The model was trained using the Hugging Face Trainer API with the following arguments:

• Evaluation Strategy: Per epoch
• Save Strategy: Per epoch
• Learning Rate: 2e-5
• Batch Size: 8 (per device, train and eval)
• Epochs: 3
• Weight Decay: 0.01
• Logging: Every 10 steps, logged to ./logs

Training Environment

• Hardware: 2x NVIDIA Tesla T4 GPU
• Framework: PyTorch 2.5.1+cu121, Transformers 4.47.0
• Duration: ~6 hours, 23 minutes, 18 seconds (23,397 steps)

Training Metrics

Validation metrics across epochs:

Epoch	Training Loss	Validation Loss	Vul Accuracy	Vul Precision	Vul Recall	Vul F1	CWE Accuracy
1	0.4275	0.5737	0.9519	0.7753	0.4795	0.5925	0.0656
2	0.7608	0.5450	0.9537	0.7766	0.5133	0.6181	0.1349
3	0.5624	0.5443	0.9545	0.7669	0.5400	0.6338	0.1749

Usage

Installation

Install the required libraries:

pip install transformers torch datasets huggingface_hub

Sample Code Snippet

Below is an example of how to use the model for inference on a code snippet:

from transformers import AutoTokenizer, AutoModel
import torch

# Load tokenizer and model
tokenizer = AutoTokenizer.from_pretrained("microsoft/codebert-base")
model = AutoModel.from_pretrained("mahdin70/CodeBERT-Primevul-BigVul", trust_remote_code=True)
model.eval()

# Example code snippet
code = """
bool DebuggerFunction::InitTabContents() {
Value* debuggee;
EXTENSION_FUNCTION_VALIDATE(args_->Get(0, &debuggee));

DictionaryValue* dict = static_cast<DictionaryValue*>(debuggee);
EXTENSION_FUNCTION_VALIDATE(dict->GetInteger(keys::kTabIdKey, &tab_id_));

contents_ = NULL;
TabContentsWrapper* wrapper = NULL;
bool result = ExtensionTabUtil::GetTabById(
tab_id_, profile(), include_incognito(), NULL, NULL, &wrapper, NULL);
if (!result || !wrapper) {
error_ = ExtensionErrorUtils::FormatErrorMessage(
keys::kNoTabError,
base::IntToString(tab_id_));
return false;
}
contents_ = wrapper->web_contents();

if (ChromeWebUIControllerFactory::GetInstance()->HasWebUIScheme(
contents_->GetURL())) {
error_ = ExtensionErrorUtils::FormatErrorMessage(
keys::kAttachToWebUIError,
contents_->GetURL().scheme());
return false;
}

return true;
}
"""

# Tokenize input
inputs = tokenizer(code, return_tensors="pt", padding="max_length", truncation=True, max_length=512)
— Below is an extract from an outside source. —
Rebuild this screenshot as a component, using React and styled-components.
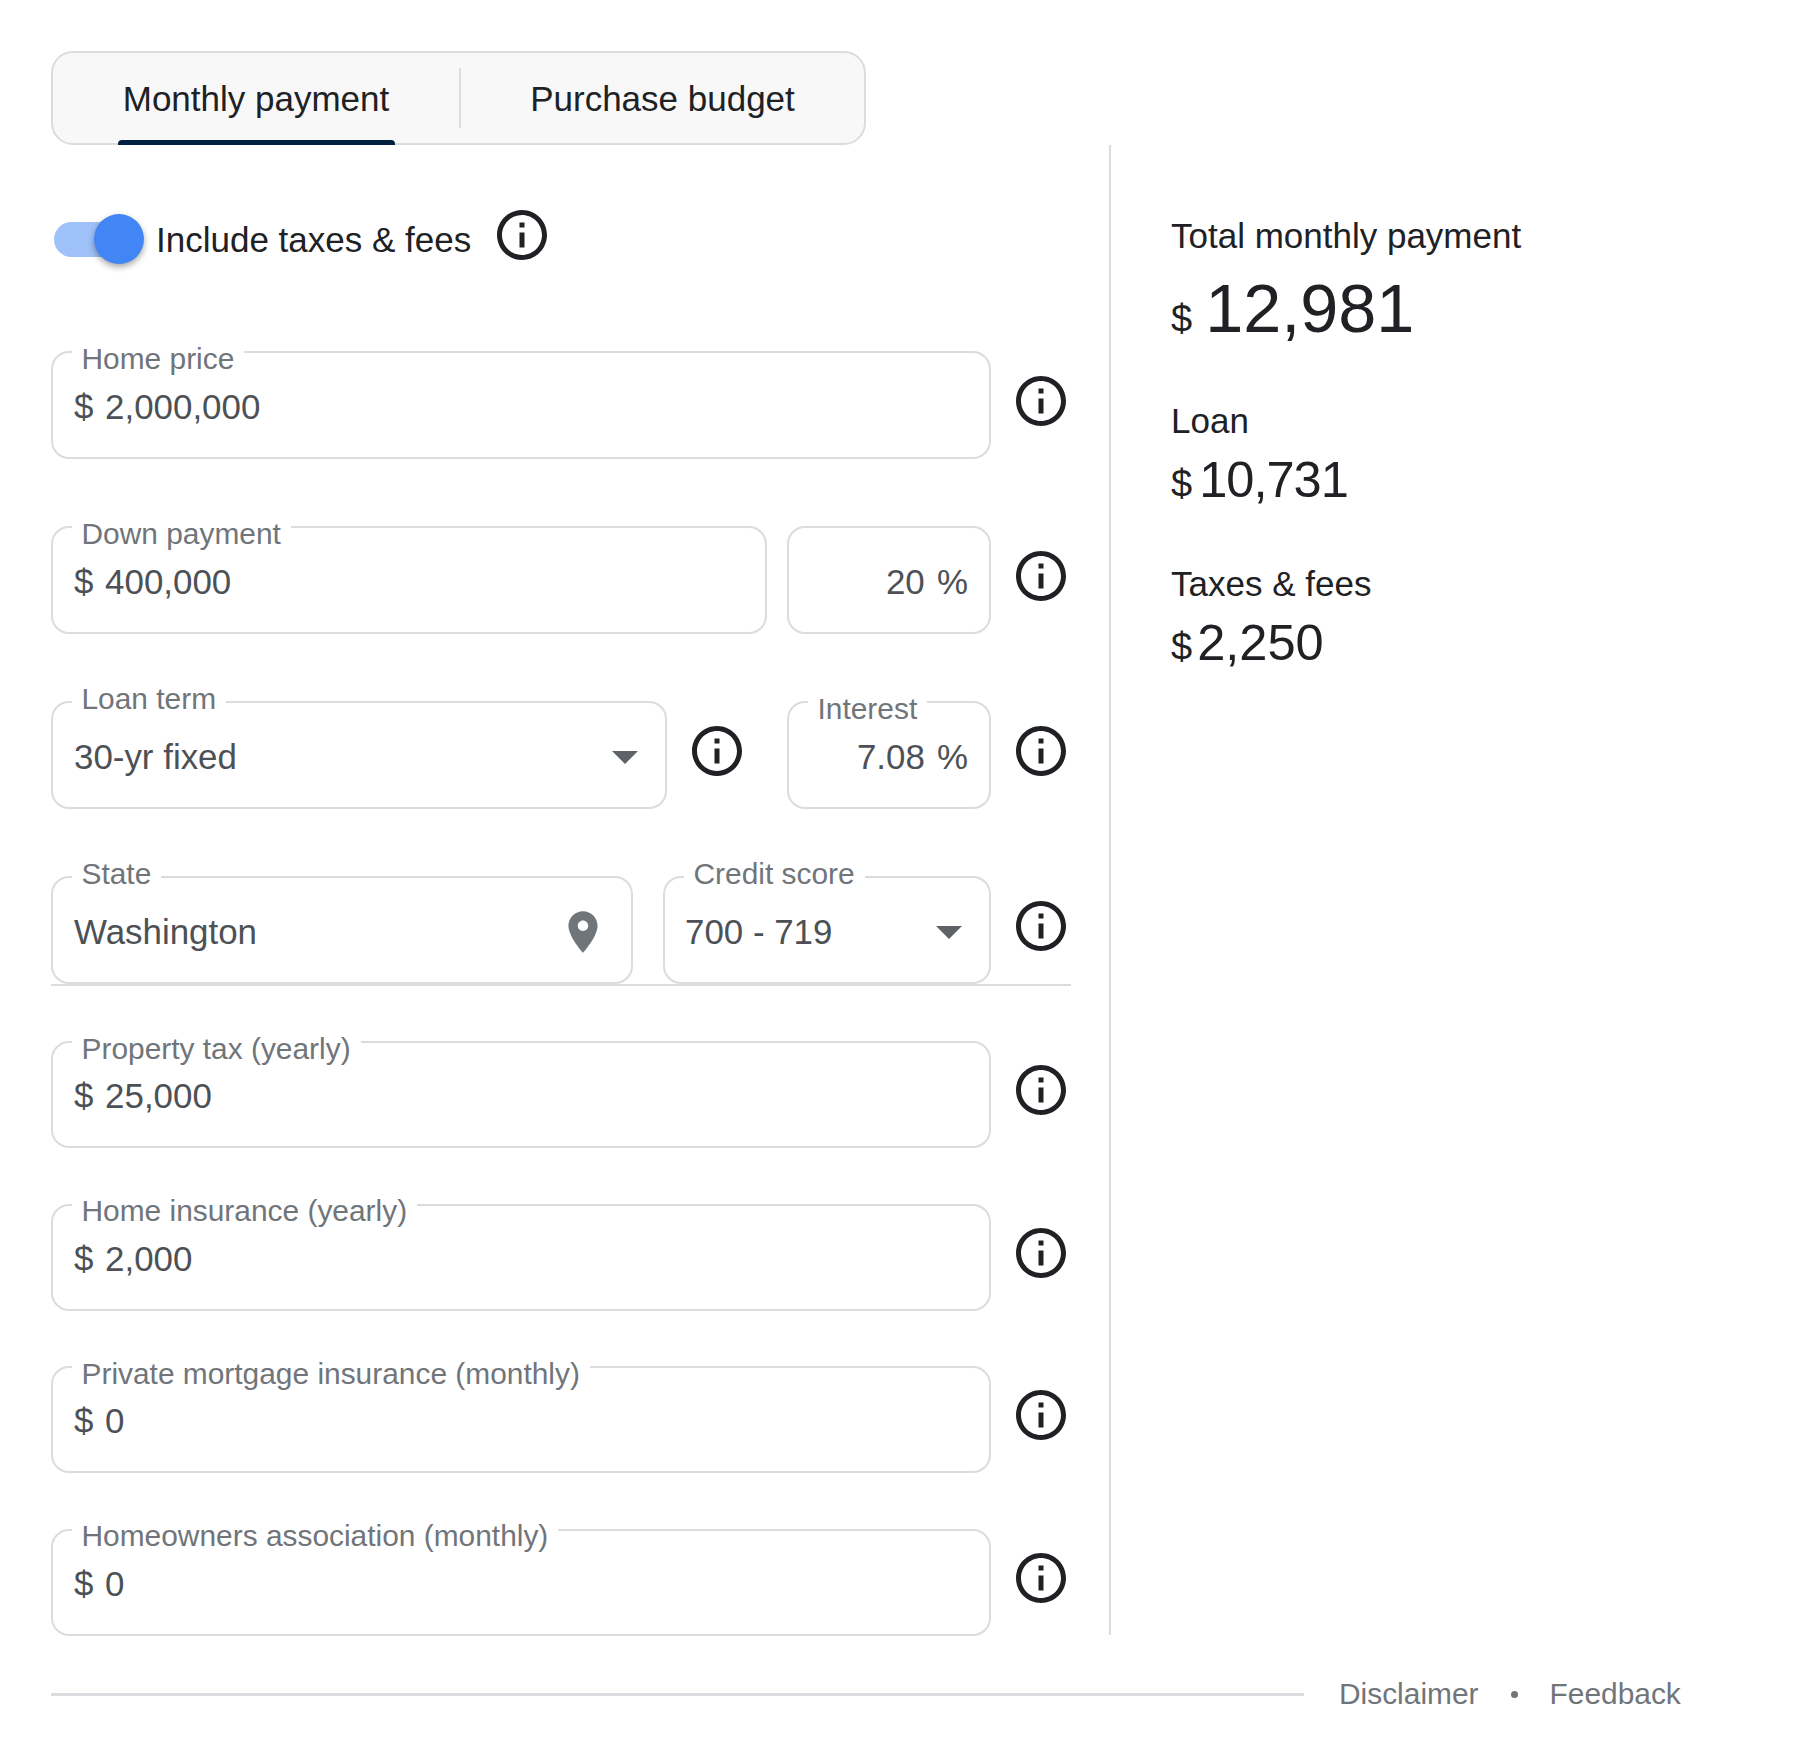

# Move to GPU if available
device = torch.device("cuda" if torch.cuda.is_available() else "cpu")
model.to(device)
inputs = {k: v.to(device) for k, v in inputs.items()}

# Get predictions
with torch.no_grad():
    outputs = model(**inputs)
    vul_logits = outputs["vul_logits"]
    cwe_logits = outputs["cwe_logits"]

    # Vulnerability prediction
    vul_pred = torch.argmax(vul_logits, dim=1).item()
    print(f"Vulnerability: {'Vulnerable' if vul_pred == 1 else 'Not Vulnerable'}")

    # CWE prediction (if vulnerable)
    if vul_pred == 1:
        cwe_pred = torch.argmax(cwe_logits, dim=1).item() - 1  # Subtract 1 as -1 is "no CWE"
        print(f"Predicted CWE: {cwe_pred if cwe_pred >= 0 else 'None'}")

Output Example:

Vulnerability: Vulnerable
Predicted CWE: 120  # Maps to CWE-120 (Buffer Overflow), depending on encoder

Notes

• The CWE prediction is an integer index (0 to 133). To map it to a specific CWE ID (e.g., CWE-120), you need the LabelEncoder used during training, available in the dataset preprocessing step.
• Ensure trust_remote_code=True as the model uses custom code from the repository.

Limitations

• CWE Accuracy: The model has low CWE classification accuracy (17.49%), likely due to class imbalance or complexity in distinguishing similar CWE types.
• Recall: Moderate recall (54.00%) for vulnerability detection suggests some vulnerable samples may be missed.
• Generalization: Trained on BigVul and PrimeVul, performance may vary on out-of-domain codebases.

Future Improvements

• Increase training epochs or dataset size to improve CWE accuracy.
• Experiment with class weighting to address CWE imbalance.
• Fine-tune on additional datasets for broader generalization.